There may be some truth in S&P’s assertions that landlords will struggle to remortgage next year because of high LTVs.

Yet, this is not necessarily because of negative equity but rather lenders reducing their maximum LTVs. Since the downturn, most lenders require 35% or even 40% equity in a property for remortgaging purposes.

So, even if you didn’t borrow more than 75% LTV, if your property is located in an area where prices have fallen, you may struggle to remortgage. There are remortgage deals available at up to 85% LTV, but landlords will be penalised with a higher rate, so of course it makes sense to reduce your LTV by as much as possible.

Landlords worried about remortgaging should, of course, be taking precautions now.

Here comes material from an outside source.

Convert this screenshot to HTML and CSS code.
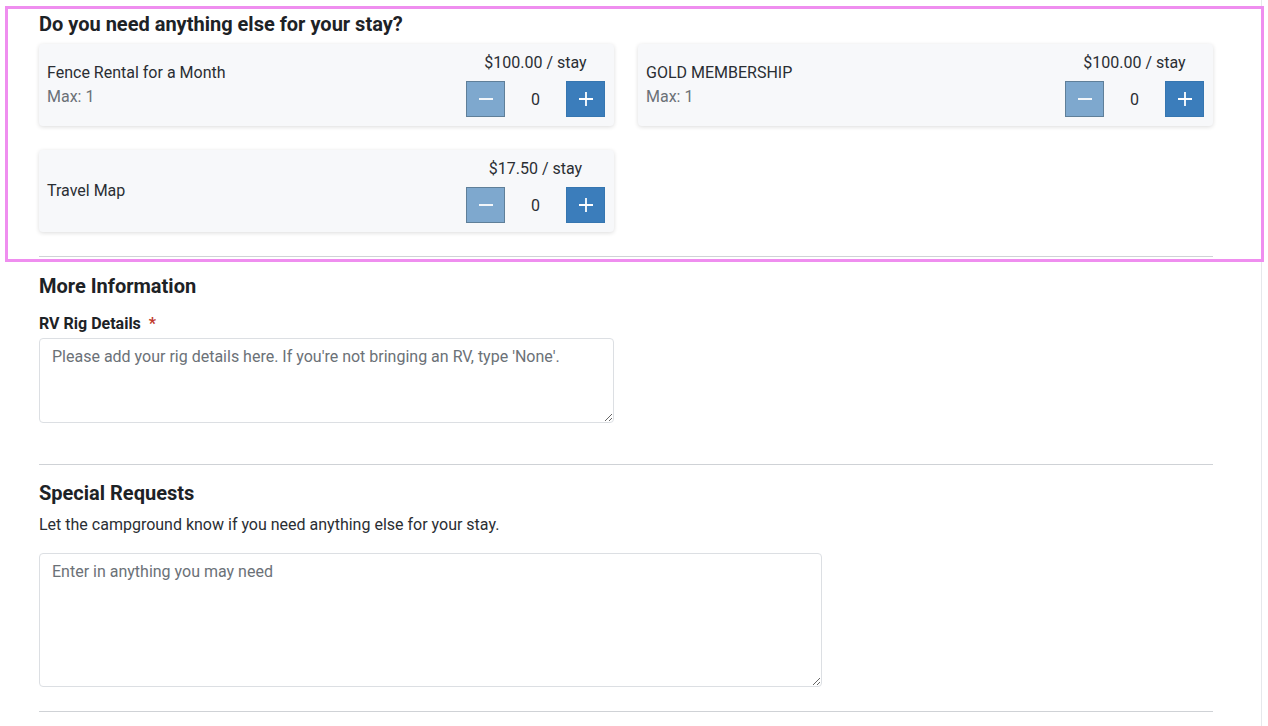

Many have shifted onto cheap ‘go to’ rates at the end of their fixed or discounted deals, so won’t be paying more than around 2% above base rate. With rents rising, many landlords will be enjoying healthy profits.

Some will have been using this cash to expand their portfolios. Others will be overpaying on their mortgages to reduce the LTV or at least keeping the cash handy to pay off a chunk of the mortgage when the time does come to remortgage, knowing that interest rates won’t stay this low forever.

Will there be a rise in arrears for landlords or widespread forced selling of buy-to-lets? I think it unlikely.

The vast majority of landlords know exactly what they are doing and regard their buy to lets as a serious investment. They won’t want to walk away from them when times get tough because where else would they invest their money? No, they will work hard to make it work.

The other way of looking at this survey is that the majority of landlords with mortgages won’t have to worry about negative equity. And there will be others who don’t have mortgages on their investment properties who will have no worries at all in this regard.

S&P needn’t worry about landlords paying their mortgages when it’s the owner-occupiers already struggling. Even though interest rates are low, it is they who are likely to find themselves in a trickier position, potentially without a roof over their heads.